WHEREFORE, the Decision of the Court of Appeals dated July 31, 2001 is hereby AFFIRMED with MODIFICATION.  As modified, petitioner is ordered to pay respondents separation pay of One (1) Month pay for every year of service, and full backwages inclusive of allowances and other benefits or their monetary equivalent from January 20, 1996 up to the finality of this Decision.

SO ORDERED.

Panganiban, (Chairman), and Sandoval-Gutierrez, JJ., concur.
Corona, J., on leave.



[1] National Labor Relations Commission (NLRC) Records, Vol. I at 52.

[2] Id. at 53.

[3] CA Rollo at 49; NLRC Records at 20.

[4] Rollo at 119.

[5] NLRC Records, Vol. I at 1-3.

[6] Id. at 19-30.

[7] Id. at 25-26.

[8] Id. at 41-51.

[9] Id. at 45-49.

[10] Id. at 68-69.

[11] Id. at 70.

[12] Id. at 71-74.

[13] Id. at 79.

[14] Id. at 87-92.

[15] 170 SCRA 69 (1989).

[16] NLRC Records, Vol. I at 98-121.

[17] Id. at 167-177

[18] CA Rollo at 48.

[19] 295 SCRA 494 (1998).

[20] CA Rollo at 327.

[21] Id. at 338-348.

[22] Id. at 344-346.

[23] Id. at 386-387.

[24] Rollo at 20.

[25] Id. at 21.

[26] Id. at 67; NLRC Records at 69.

[27] Id. at 22.

[28] Id. at 22-23.

[29] Id. at 24.

[30] 323 SCRA 445 (2000).

[31] Rollo at 26-27.

[32] Id. at 27.

[33] Transglobe International, Inc. v. Court of Appeals, 302 SCRA 57,68 (1999).

[34] Trendline Employees Association-Southern Philippines Federation of Labor v. National Labor Relations Commission, 272 SCRA 172, 179 (1997).

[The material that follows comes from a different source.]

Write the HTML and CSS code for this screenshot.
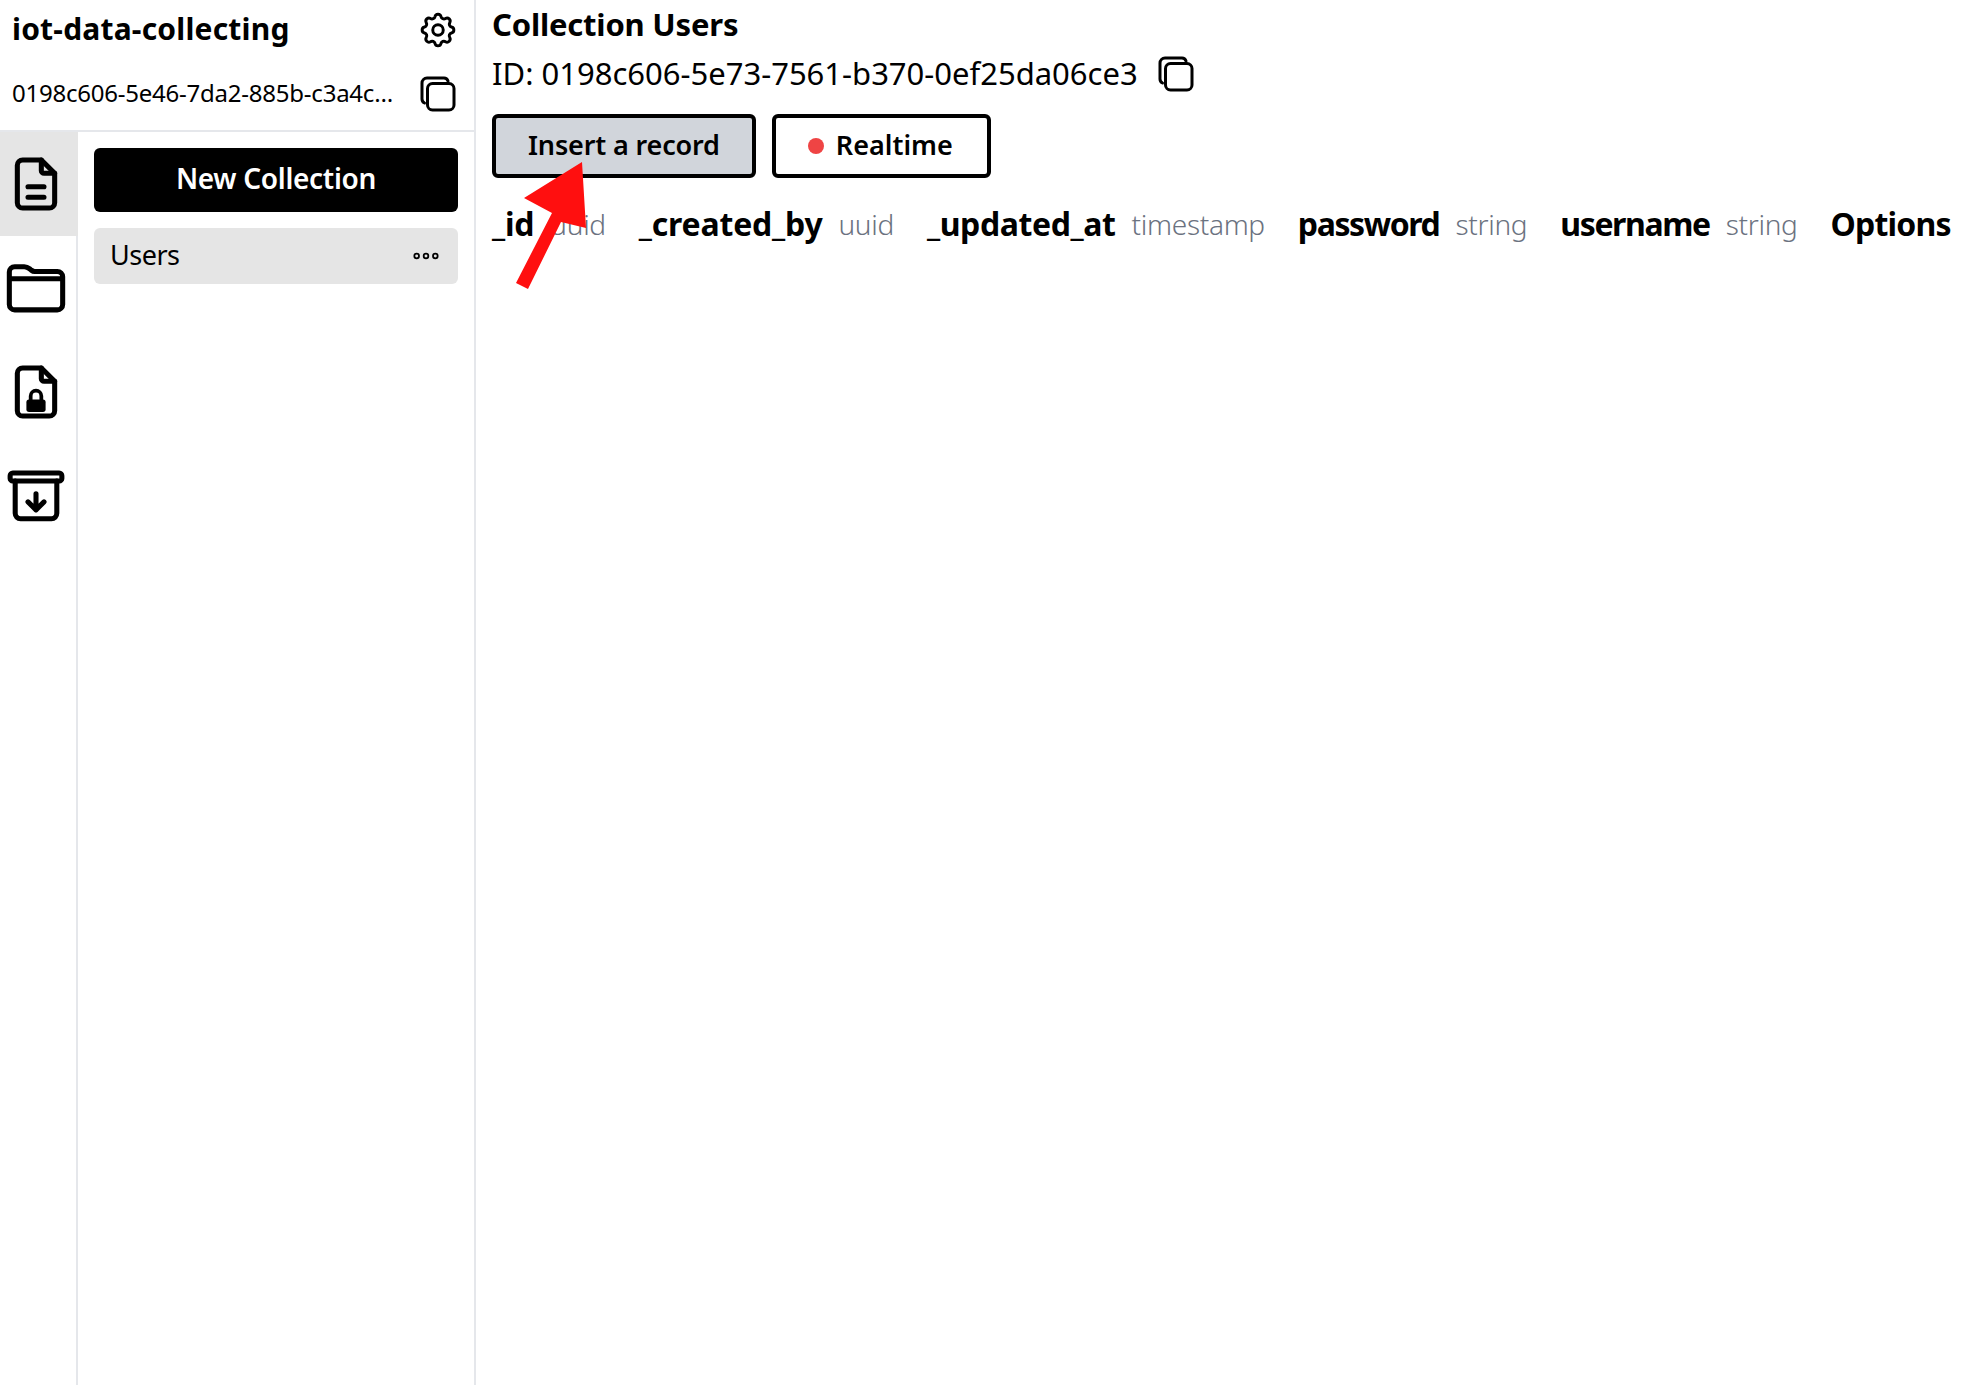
FILE: index.html
```html
<!DOCTYPE html>
<html>
<head>
    <link rel="stylesheet" href="styles.css">
</head>
<body>
    <div class="app">
        <!-- Barra lateral -->
        <aside class="sidebar">
            <div class="project">
                <div class="project-row">
                    <h1 class="project-name">iot-data-collecting</h1>
                    <svg class="icon-tool" viewBox="0 0 24 24"><path d="M10.3 4.3c.4-1.8 3-1.8 3.4 0a1.7 1.7 0 0 0 2.6 1.1c1.5-.9 3.3.8 2.4 2.4a1.7 1.7 0 0 0 1 2.5c1.8.4 1.8 3 0 3.4a1.7 1.7 0 0 0-1 2.6c.9 1.5-.9 3.3-2.4 2.4a1.7 1.7 0 0 0-2.6 1c-.4 1.8-3 1.8-3.4 0a1.7 1.7 0 0 0-2.6-1c-1.5.9-3.3-.9-2.4-2.4a1.7 1.7 0 0 0-1-2.6c-1.8-.4-1.8-3 0-3.4a1.7 1.7 0 0 0 1-2.5c-.9-1.6.9-3.3 2.4-2.4 1 .6 2.3.1 2.6-1.1z"/><circle cx="12" cy="12" r="3"/></svg>
                </div>
                <div class="project-row">
                    <span class="project-id">0198c606-5e46-7da2-885b-c3a4c…</span>
                    <svg class="icon-copy" viewBox="0 0 36 36"><rect x="7.500" y="7.500" width="26.500" height="26.500" rx="5"/><path d="M4.500 27A4.500 4.500 0 0 1 2 23V7a5 5 0 0 1 5-5h17a4.500 4.500 0 0 1 4 3"/></svg>
                </div>
            </div>
            <div class="sidebar-body">
                <nav class="rail">
                    <div class="rail-item active">
                        <svg viewBox="0 0 24 24"><path d="M14 3v4a1 1 0 0 0 1 1h4"/><path d="M17 21H7a2 2 0 0 1-2-2V5a2 2 0 0 1 2-2h7l5 5v11a2 2 0 0 1-2 2z"/><path d="M9 13h6M9 17h6"/></svg>
                    </div>
                    <div class="rail-item">
                        <svg viewBox="0 0 24 24"><path d="M2 8.500V6a2 2 0 0 1 2-2h3.600c.8 0 1.400.3 2 .8l.6.5c.4.3.8.5 1.300.5H20a2 2 0 0 1 2 2v10.400a2 2 0 0 1-2 2H4a2 2 0 0 1-2-2zM2 8.500h20"/></svg>
                    </div>
                    <div class="rail-item">
                        <svg viewBox="0 0 24 24"><path d="M14 3v4a1 1 0 0 0 1 1h4"/><path d="M17 21H7a2 2 0 0 1-2-2V5a2 2 0 0 1 2-2h7l5 5v11a2 2 0 0 1-2 2z"/><rect class="solid" x="8.400" y="14.800" width="7.200" height="4.700" rx="1"/><path class="shackle" d="M10 15v-1.500a2 2 0 0 1 4 0V15"/></svg>
                    </div>
                    <div class="rail-item">
                        <svg viewBox="0 0 24 24"><rect x="2.300" y="3.400" width="19.400" height="3" rx="1"/><path d="M4.200 6.400V18.500a2 2 0 0 0 2 2h11.600a2 2 0 0 0 2-2V6.400"/><path d="M12 11.200v6M9 14.200l3 3 3-3"/></svg>
                    </div>
                </nav>
                <div class="collections">
                    <button class="btn-new">New Collection</button>
                    <div class="collection-item">
                        <span>Users</span>
                        <svg class="dots" viewBox="0 0 24 10"><circle cx="4" cy="5" r="2"/><circle cx="12" cy="5" r="2"/><circle cx="20" cy="5" r="2"/></svg>
                    </div>
                </div>
            </div>
        </aside>

        <!-- Conteúdo -->
        <main class="content">
            <h2 class="title">Collection Users</h2>
            <div class="id-row">
                <span>ID: 0198c606-5e73-7561-b370-0ef25da06ce3</span>
                <svg class="icon-copy" viewBox="0 0 36 36"><rect x="7.500" y="7.500" width="26.500" height="26.500" rx="5"/><path d="M4.500 27A4.500 4.500 0 0 1 2 23V7a5 5 0 0 1 5-5h17a4.500 4.500 0 0 1 4 3"/></svg>
            </div>
            <div class="actions">
                <button class="btn btn-insert">Insert a record</button>
                <button class="btn btn-realtime"><span class="rec-dot"></span>Realtime</button>
            </div>
            <div class="columns">
                <div class="col"><b>_id</b><span>uuid</span></div>
                <div class="col"><b>_created_by</b><span>uuid</span></div>
                <div class="col"><b class="tight">_updated_at</b><span>timestamp</span></div>
                <div class="col"><b class="tighter">password</b><span>string</span></div>
                <div class="col"><b class="tighter">username</b><span>string</span></div>
                <div class="col"><b class="col-options">Options</b></div>
            </div>
        </main>
    </div>

    <!-- Seta de anotação -->
    <svg class="arrow" viewBox="0 0 1988 1385"><polygon points="582,162 524,198 552,213 516,283 528,289 561,222 586,228"/></svg>
</body>
</html>
```

FILE: styles.css
```css
* {
    box-sizing: border-box;
}
body {
    margin: 0;
    height: 1385px;
    overflow: hidden;
    background: white;
    color: black;
    font-family: "Noto Sans", sans-serif;
}
svg {
    fill: none;
    stroke: black;
    stroke-width: 1.7;
    stroke-linecap: round;
    stroke-linejoin: round;
    flex: none;
}
.app {
    display: flex;
    height: 100%;
}
.sidebar {
    width: 476px;
    flex: none;
    display: flex;
    flex-direction: column;
    border-right: 2px solid #e5e7eb;
}
.project {
    height: 132px;
    padding-left: 12px;
    padding-right: 18px;
    border-bottom: 2px solid #e5e7eb;
}
.project-row {
    display: flex;
    align-items: center;
    justify-content: space-between;
    height: 60px;
}
.project-row + .project-row {
    height: 36px;
    margin-top: 16px;
}
.project-name {
    margin: 0 0 3px;
    font-size: 30px;
    font-weight: 700;
    letter-spacing: 0.2px;
}
.project-id {
    font-size: 24px;
    letter-spacing: -0.23px;
    white-space: nowrap;
    padding-bottom: 4px;
}
.icon-tool {
    width: 42px;
    height: 42px;
    margin-right: -3px;
}
.icon-copy {
    width: 36px;
    height: 36px;
    stroke-width: 3;
}
.sidebar-body {
    flex: 1;
    display: flex;
}
.rail {
    width: 78px;
    flex: none;
    border-right: 2px solid #e5e7eb;
}
.rail-item {
    width: 72px;
    height: 104px;
    display: flex;
    align-items: center;
    justify-content: center;
}
.rail-item.active {
    background: #e5e5e5;
    width: 78px;
    padding-right: 6px;
}
.rail-item svg {
    width: 64px;
    height: 64px;
    stroke-width: 1.9;
}
.rail-item .solid {
    fill: black;
    stroke: none;
}
.rail-item .shackle {
    stroke-width: 1.4;
}
.collections {
    flex: 1;
    padding: 16px;
    display: flex;
    flex-direction: column;
    gap: 16px;
}
.btn-new {
    height: 64px;
    padding-bottom: 6px;
    background: black;
    color: white;
    border: none;
    border-radius: 6px;
    font-family: inherit;
    font-size: 28px;
    font-weight: 600;
    letter-spacing: -0.3px;
}
.collection-item {
    height: 56px;
    padding: 0 18px 4px 16px;
    background: #e5e5e5;
    border-radius: 6px;
    display: flex;
    align-items: center;
    justify-content: space-between;
    font-size: 27px;
    letter-spacing: -0.5px;
}
.dots {
    width: 28px;
    height: 12px;
    stroke-width: 1.5;
    margin-top: 4px;
}
.content {
    flex: 1;
    padding: 3px 16px 4px;
}
.title {
    margin: 0;
    font-size: 31px;
    font-weight: 700;
    line-height: 42px;
    letter-spacing: -0.2px;
}
.id-row {
    display: flex;
    align-items: center;
    gap: 20px;
    height: 48px;
    margin-top: 5px;
    font-size: 31px;
}
.id-row span {
    padding-bottom: 2px;
}
.actions {
    display: flex;
    gap: 16px;
    margin-top: 16px;
}
.btn {
    height: 64px;
    padding: 0 32px 4px;
    display: flex;
    align-items: center;
    gap: 12px;
    background: white;
    border: 4px solid black;
    border-radius: 6px;
    color: black;
    font-family: inherit;
    font-size: 27px;
    font-weight: 600;
}
.btn-insert {
    background: #d1d5db;
    letter-spacing: -0.15px;
}
.btn-realtime {
    padding-right: 34px;
}
.rec-dot {
    width: 16px;
    height: 16px;
    margin-top: 4px;
    border-radius: 50%;
    background: #ef4444;
}
.columns {
    display: flex;
    gap: 33px;
    margin-top: 24px;
    font-size: 32px;
    line-height: 44px;
}
.col {
    display: flex;
    gap: 16px;
    white-space: nowrap;
}
.col b {
    font-weight: 700;
    letter-spacing: -0.2px;
}
.col b.tight {
    letter-spacing: -0.4px;
}
.col b.tighter {
    letter-spacing: -1.4px;
}
.col b.col-options {
    letter-spacing: -0.8px;
}
.col span {
    font-size: 28px;
    color: #6b7280;
    font-weight: 300;
    letter-spacing: -0.3px;
}
.arrow {
    position: absolute;
    left: 0;
    top: 0;
    width: 1988px;
    height: 1385px;
    stroke: none;
    fill: #ff0f0f;
    pointer-events: none;
}
```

[35] Hyatt Taxi Services, Inc. v. Catinoy, 359 SCRA 686, 695 (2001).

[36] Supra.

[37] Rollo at 783-785.

[38] Solidbank Corporation (now Metrobank) v. Court of Appeals, G.R. No. 151026, August 25, 2003; Atlas Farms, Inc. v. National Labor Relations Commission, 392 SCRA 128, 138-139 (2002); Hantex Trading Co., Inc. v. Court of Appeals, 390 SCRA 181, 192-193 (2002); National Bookstore, Inc. v. Court of Appeals, 378 SCRA 194, 203 (2002).